The Game: As valiant but clumsy knight Dirk the Daring, you’re on a hazardous quest to rescue Princess Daphne from a huge, hungry dragon. There are all kinds of dangers on the way, including Giddy Goons, the Black Knight, the Smithee, the Lizard King, and all kinds of other evil critters and contraptions. (Starcom, 1983)
Memories: Dragon’s Lair was the first laserdisc game to hit the arcades, an early field that included Starcom’s Space Ace and other manufacturers’ Cliff Hanger, among only a handful of others. The Sega laser game Astron Belt was actually in development earlier than Dragon’s Lair, but it languished in the video game equivalent of Hollywood’s “development hell,” meaning that it didn’t arrive until it was an also-ran.
The idea behind these games were pretty much the same as the Choose-Your-Own-Adventure books, except with video and audio. If you moved your joystick in the right direction or hit the action button at the right time, you moved on to the next challenge. If not, Dirk the Daring perishes horribly and is then re-animated (if you’ll forgive the pun).
There really was very, very little actual choice in the game at all. Very little was under the player’s control.
Sound barely seems to have been a consideration with Dragon’s Lair; there was almost no music, aside from some very cheesy synth-trumpet calls, and almost no speech. Princess Daphne did the most talking, in a squeaky little supermodel voice; Dirk mostly grunted and screamed, occasionally sounding for all the world like a Muppet having an orgasm.

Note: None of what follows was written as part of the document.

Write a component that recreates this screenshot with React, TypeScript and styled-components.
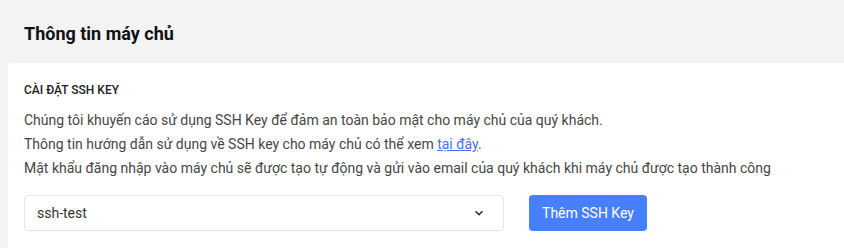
import styled, { createGlobalStyle } from "styled-components";

const GlobalStyle = createGlobalStyle`
  body {
    margin: 0;
    background: #f3f3f3;
    font-family: Roboto, "Liberation Sans", sans-serif;
  }
`;

const Page = styled.div`
  padding-left: 8px;
  min-height: 248px;
  display: flex;
  flex-direction: column;
`;

const Header = styled.header`
  height: 63px;
  padding: 22px 16px 0;
  box-sizing: border-box;
`;

const PageTitle = styled.h1`
  margin: 0;
  font-size: 18px;
  line-height: 24px;
  font-weight: 700;
  color: #111;
`;

const Card = styled.section`
  flex: 1;
  background: #fff;
  border-top-left-radius: 4px;
  padding: 19px 16px 16px;
`;

const CardTitle = styled.h2`
  margin: 0 0 10px;
  font-size: 12px;
  line-height: 16px;
  font-weight: 500;
  color: #222;
  text-transform: uppercase;
`;

const Text = styled.p`
  margin: 0 0 15px;
  font-size: 14px;
  line-height: 24px;
  color: #464646;
`;

const Link = styled.a`
  color: #4a6cf7;
  text-decoration: underline;
`;

const Row = styled.div`
  display: flex;
  align-items: center;
  gap: 25px;
`;

const Select = styled.div`
  width: 480px;
  height: 36px;
  box-sizing: border-box;
  border: 1px solid #e6e6e6;
  border-radius: 4px;
  padding: 0 19px 0 12px;
  display: flex;
  align-items: center;
  justify-content: space-between;
  font-size: 14px;
  color: #333;
`;

const Button = styled.button`
  width: 118px;
  height: 36px;
  border: none;
  border-radius: 4px;
  background: #4680ff;
  color: #fff;
  font-family: inherit;
  font-size: 14px;
`;

export default function App() {
  return (
    <>
      <GlobalStyle />
      <Page>
        <Header>
          <PageTitle>Thông tin máy chủ</PageTitle>
        </Header>
        <Card>
          <CardTitle>Cài đặt SSH key</CardTitle>
          <Text>
            Chúng tôi khuyến cáo sử dụng SSH Key để đảm an toàn bảo mật cho máy chủ của quý khách.
            <br />
            Thông tin hướng dẫn sử dụng về SSH key cho máy chủ có thể xem <Link href="#">tại đây</Link>.
            <br />
            Mật khẩu đăng nhập vào máy chủ sẽ được tạo tự động và gửi vào email của quý khách khi máy chủ được tạo thành công
          </Text>
          <Row>
            <Select>
              <span>ssh-test</span>
              <svg width="10" height="6" viewBox="0 0 10 6">
                <path d="M1.5 1.2 5 4.6 8.5 1.2" fill="none" stroke="#333" strokeWidth="1.6" />
              </svg>
            </Select>
            <Button>Thêm SSH Key</Button>
          </Row>
        </Card>
      </Page>
    </>
  );
}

The brainchild of ex-Disney animator Don Bluth, whose very distinctive animation also graced the later Space Ace, Dragon’s Lair was criticized even in its heyday as a game that amounted to little more than an animal behavior experiment. If the player learned to do the right thing at the right time, they’d get to see the entire cartoon through to the end. If not…insert another 50 cents. And that’s a valid criticism. But having watched my beloved spend hours trying to plow through various seemingly impossible levels of the Xena: Warrior Princess game for the Playstation, having to find just the right combination of moves and going to the right places in the right order, I ask myself…have we come a long way since Dragon’s Lair…or have we regressed back into that style of game?
Dragon’s Lair got a huge amount of publicity, and as such became one of the few early 80s games to get its own merchandise. A Dragon’s Lair cartoon survived for about one season, and – some 20 years later – action figures. A Dragon’s Lair II game was also created, though it’s incredibly obscure (and, frankly, not as much fun).
Perhaps the greatest spinoff from Dragon’s Lair is that, at long last, it can now be played at home. Digital Leisure has remastered the game footage and released it – in playable form, no less! – on DVD. The Dragon’s Lair DVD substitutes the arrow keys, usually used for menu screens, for the joystick, and the “select” (or, depending on the manufacturer, “enter” button for the game’s all-purpose action button. Make no mistake, though; response time is just as sluggish as it was with the original arcade game, and so is the lag time so the player can seek for the correct clip to correspond to your actions.